■ Source data:

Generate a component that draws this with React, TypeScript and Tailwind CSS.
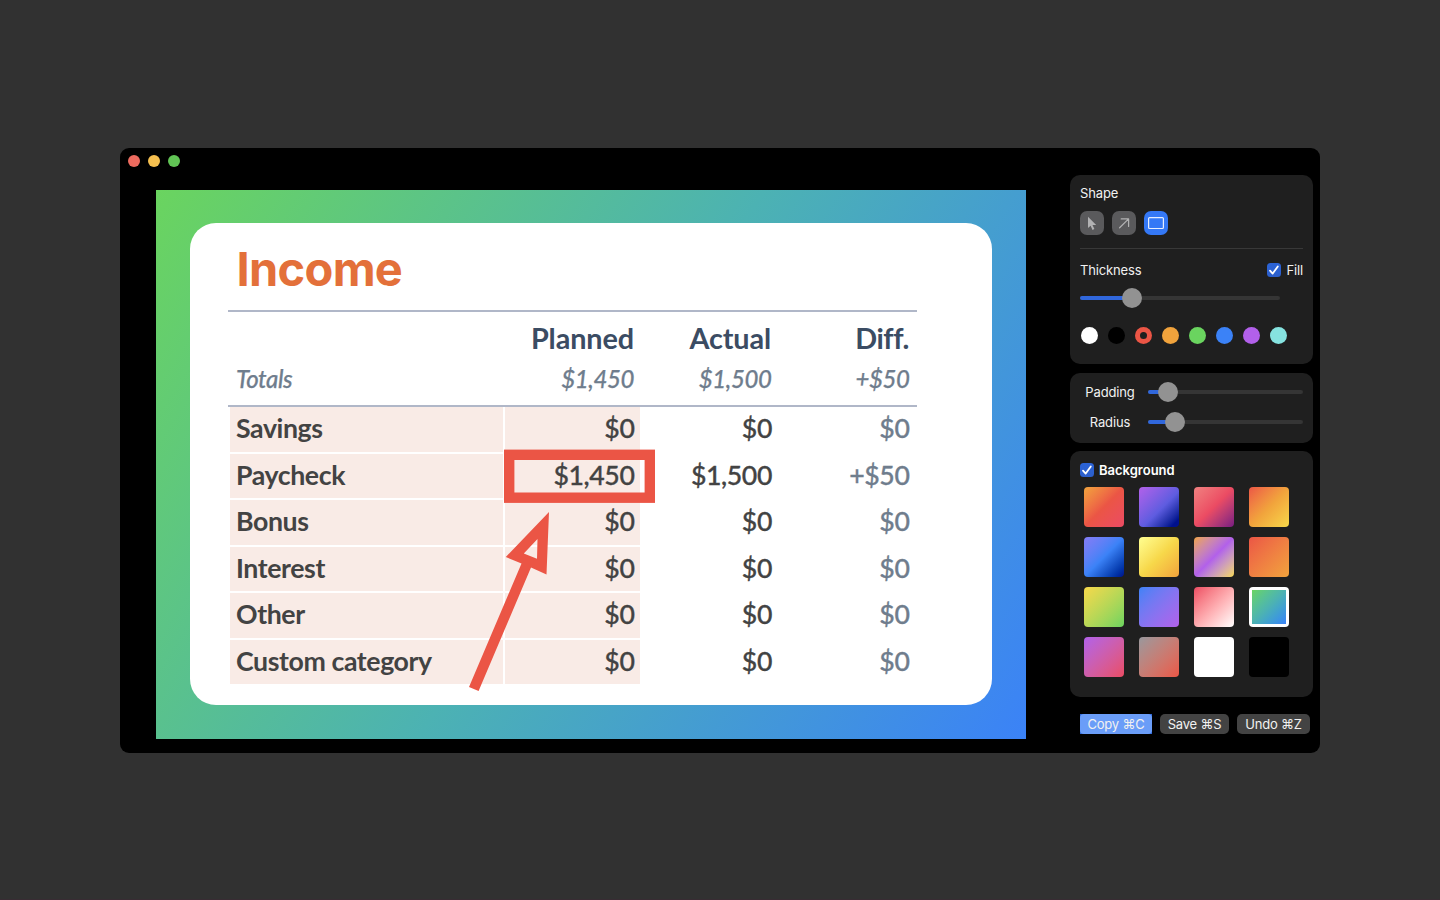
import React from "react";

type Row = { name: string; planned: string; actual: string; diff: string };

const rows: Row[] = [
  { name: "Savings", planned: "$0", actual: "$0", diff: "$0" },
  { name: "Paycheck", planned: "$1,450", actual: "$1,500", diff: "+$50" },
  { name: "Bonus", planned: "$0", actual: "$0", diff: "$0" },
  { name: "Interest", planned: "$0", actual: "$0", diff: "$0" },
  { name: "Other", planned: "$0", actual: "$0", diff: "$0" },
  { name: "Custom category", planned: "$0", actual: "$0", diff: "$0" },
];

const colors = [
  "bg-white",
  "bg-black",
  "bg-[#eb5545]",
  "bg-[#f1a33c]",
  "bg-[#6ad45f]",
  "bg-[#3b82f7]",
  "bg-[#b260ea]",
  "bg-[#86e3e0]",
];

const swatches = [
  "bg-linear-135 from-[#f1a33c] via-[#eb5545] to-[#eb4b63]",
  "bg-linear-135 from-[#b260ea] via-[#5e5ce0] via-55% to-[#00108c] to-90%",
  "bg-linear-135 from-[#f08080] via-[#eb4b63] to-[#7a1a80]",
  "bg-linear-135 from-[#eb5545] via-[#f1a33c] to-[#f7d84a]",
  "bg-linear-135 from-[#847cf5] via-[#3b82f7] to-[#00108c]",
  "bg-linear-135 from-[#ffff90] via-[#f7d84a] to-[#f1a33c]",
  "bg-linear-135 from-[#f1a33c] via-[#b260ea] to-[#f7d84a]",
  "bg-linear-135 from-[#eb5545] to-[#f1a33c]",
  "bg-linear-135 from-[#f7d84a] to-[#6ad45f]",
  "bg-linear-135 from-[#3b82f7] to-[#b260ea]",
  "bg-linear-135 from-[#eb4b63] to-white",
  "bg-linear-135 from-[#6ad45f] via-[#4cb2b3] to-[#3b82f7]",
  "bg-linear-135 from-[#b260ea] to-[#eb4b63]",
  "bg-linear-135 from-[#98989d] to-[#eb5545]",
  "bg-white",
  "bg-black",
];

function Checkbox() {
  return (
    <span className="flex size-3.5 shrink-0 items-center justify-center rounded-[3.5px] bg-linear-to-b from-[#2b63d6] to-[#2c5fcb]">
      <svg viewBox="0 0 14 14" className="size-3.5" fill="none" stroke="#fff" strokeWidth="1.8" strokeLinecap="round" strokeLinejoin="round">
        <path d="M3 7.6 5.7 10.6 10.8 3.4" />
      </svg>
    </span>
  );
}

function Slider({ value, width }: { value: number; width: number }) {
  return (
    <div className="relative flex h-5 items-center" style={{ width }}>
      <div className="h-1 w-full overflow-hidden rounded-full bg-[#353535]">
        <div className="h-full bg-[#3067dc]" style={{ width: value }} />
      </div>
      <div className="absolute top-0 size-5 -translate-x-1/2 rounded-full bg-[#929292]" style={{ left: value }} />
    </div>
  );
}

function ShapeTools() {
  return (
    <div className="flex gap-2">
      <div className="size-6 rounded-[7px] bg-[#5a5a5c]">
        <svg viewBox="0 0 24 24" className="size-6" fill="#b2b2b3">
          <path d="M8 5.8v11.3l2.6-2.4 1.9 4.2 1.9-.9-1.9-4h3.7z" />
        </svg>
      </div>
      <div className="size-6 rounded-[7px] bg-[#5a5a5c]">
        <svg viewBox="0 0 24 24" className="size-6" fill="none" stroke="#b2b2b3" strokeWidth="1.2" strokeLinecap="round" strokeLinejoin="round">
          <path d="M7.6 16.8 16.6 7.9M9.2 7.9h7.4v7.6" />
        </svg>
      </div>
      <div className="size-6 rounded-[7px] bg-[#3478f6]">
        <svg viewBox="0 0 24 24" className="size-6" fill="none" stroke="#e4edff" strokeWidth="1.2">
          <rect x="4.6" y="6.6" width="14.8" height="10.9" rx="1" />
        </svg>
      </div>
    </div>
  );
}

function BudgetTable() {
  return (
    <div className="font-['Lato',sans-serif] text-[26.7px] font-medium tracking-[-0.4px] text-[#434343]">
      <div className="mt-[13px] h-[97px] w-[689px] border-y-2 border-[#b0b7c8]">
        <div className="flex h-[53px] items-center text-[28.8px] font-bold tracking-[-0.1px] text-[#3b4c63]">
          <span className="ml-auto w-[137px] text-right">Planned</span>
          <span className="w-[137px] text-right">Actual</span>
          <span className="mr-[8px] w-[138px] text-right tracking-[-0.4px]">Diff.</span>
        </div>
        <div className="flex h-[28px] items-center text-[24px] text-[#6f7d8d] italic [-webkit-text-stroke:0.25px]">
          <span className="ml-[8px]">Totals</span>
          <span className="ml-auto w-[137px] text-right">$1,450</span>
          <span className="w-[137.5px] text-right">$1,500</span>
          <span className="mr-[7.5px] w-[138px] text-right">+$50</span>
        </div>
      </div>
      <div className="ml-[2px] flex h-[277px] flex-col gap-[2px]">
        {rows.map((row) => (
          <div key={row.name} className="flex flex-1 items-center leading-[38px]">
            <div className="mr-[2px] flex h-full w-[273px] items-center bg-[#f9ebe6] pb-[2px] pl-[6px] font-bold">{row.name}</div>
            <div className="flex h-full w-[135px] items-center justify-end bg-[#f9ebe6] pr-[5.5px] pb-[2px] [-webkit-text-stroke:0.3px]">{row.planned}</div>
            <div className="w-[132px] pb-[2px] text-right [-webkit-text-stroke:0.3px]">{row.actual}</div>
            <div className="w-[137.5px] pb-[2px] text-right text-[#6f7d8d] [-webkit-text-stroke:0.3px]">{row.diff}</div>
          </div>
        ))}
      </div>
    </div>
  );
}

function Canvas() {
  return (
    <div className="relative mt-[41.5px] ml-[36px] h-[549.5px] w-[870px] bg-linear-[122.3deg] from-[#6ad45f] via-[#4cb2b3] to-[#3b82f7] px-[33.5px] pt-[33.5px]">
      <div className="h-[482px] w-[802.5px] rounded-[26px] bg-white pt-4 pl-[38.5px]">
        <h1 className="h-[58px] pl-[8.5px] font-['Inter',sans-serif] text-[47px] leading-[59px] font-bold tracking-[-0.7px] text-[#e3703a]">Income</h1>
        <BudgetTable />
      </div>
      <svg viewBox="156 189.5 870 549.5" className="absolute inset-0 h-full w-full" fill="none">
        <rect x="509.2" y="454.3" width="140.6" height="42.9" stroke="#eb5545" strokeWidth="10.4" />
        <path fill="#eb5545" fillRule="evenodd" d="M549 511.5 505.8 556.5 521.5 563 469 686.5 478.6 690.5 531 567 546.5 574ZM537.5 538.5 537 558.3 523.8 553Z" />
      </svg>
    </div>
  );
}

function Button({ label, className }: { label: string; className: string }) {
  return <button className={`flex h-5 items-center justify-center text-[13px] tracking-[-0.2px] ${className}`}>{label}</button>;
}

function Sidebar() {
  return (
    <aside className="absolute top-[27px] right-[7px] flex w-[243px] flex-col font-['Inter',sans-serif] text-[13px] leading-4 tracking-[-0.15px] text-[#f1f1f1]">
      <section className="h-[189px] rounded-[10px] bg-[#1f1f1f] px-2.5 pt-2.5">
        <div className="mb-[10px]">Shape</div>
        <ShapeTools />
        <div className="mt-[13px] h-px bg-[#383838]" />
        <div className="mt-[11.5px] flex h-[18px] items-center justify-between">
          <span>Thickness</span>
          <label className="flex items-center gap-[5px]">
            <Checkbox />
            <span>Fill</span>
          </label>
        </div>
        <div className="mt-[9.5px]">
          <Slider width={200} value={52} />
        </div>
        <div className="mt-[19px] ml-px flex gap-[10.5px]">
          {colors.map((color, i) => (
            <div key={color} className={`flex size-[16.5px] items-center justify-center rounded-full ${color}`}>
              {i === 2 && <span className="size-[7px] rounded-full bg-[#1f1f1f]" />}
            </div>
          ))}
        </div>
      </section>
      <section className="mt-[8.5px] flex h-[70px] flex-col gap-2.5 rounded-[10px] bg-[#1f1f1f] pt-[9.5px] pr-2.5 pl-2.5">
        <div className="flex items-center justify-between">
          <span className="w-[60px] text-center">Padding</span>
          <Slider width={155} value={19.5} />
        </div>
        <div className="flex items-center justify-between">
          <span className="w-[60px] text-center">Radius</span>
          <Slider width={155} value={26.5} />
        </div>
      </section>
      <section className="mt-[8px] h-[246px] rounded-[10px] bg-[#1f1f1f] px-2.5 pt-[11px]">
        <label className="flex items-center gap-[5px] font-semibold tracking-normal text-white">
          <Checkbox />
          <span>Background</span>
        </label>
        <div className="mt-[9px] ml-[3.5px] grid w-[206px] grid-cols-[repeat(4,40px)] justify-between gap-y-[10px]">
          {swatches.map((swatch, i) => (
            <div key={swatch} className={`h-[40px] rounded-[4px] ${i === 11 ? "bg-white p-[3px]" : ""}`}>
              <div className={`size-full ${i === 11 ? "" : "rounded-[4px]"} ${swatch}`} />
            </div>
          ))}
        </div>
      </section>
      <div className="mt-[17.5px] ml-[10px] flex gap-2 whitespace-nowrap">
        <div className="bg-[#2f68d8]">
          <Button label="Copy ⌘C" className="w-[72px] rounded-[4px] bg-[#6a9df8]" />
        </div>
        <Button label="Save ⌘S" className="w-[69px] rounded-[5px] bg-[#434343]" />
        <Button label="Undo ⌘Z" className="w-[73px] rounded-[5px] bg-[#434343]" />
      </div>
    </aside>
  );
}

export default function App() {
  return (
    <main className="h-[900px] w-[1440px] overflow-hidden border-b border-[#382c33] bg-[#313131] px-[120px] pt-[148px]">
      <div className="relative flex h-[605px] w-[1200px] rounded-[9px] bg-black">
        <div className="absolute top-[7px] left-2 flex gap-2">
          <span className="size-3 rounded-full bg-[#ed6b5f]" />
          <span className="size-3 rounded-full bg-[#f5bf4f]" />
          <span className="size-3 rounded-full bg-[#61c455]" />
        </div>
        <Canvas />
        <Sidebar />
      </div>
    </main>
  );
}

■ Exercise: Restate each line from the start of the listing through the line bearing "string; planned: string;" word for word. Drop the pictures.

■ Problem solution:
Generate a component that draws this with React, TypeScript and Tailwind CSS.
import React from "react";

type Row = { name: string; planned: string; actual: string; diff: string };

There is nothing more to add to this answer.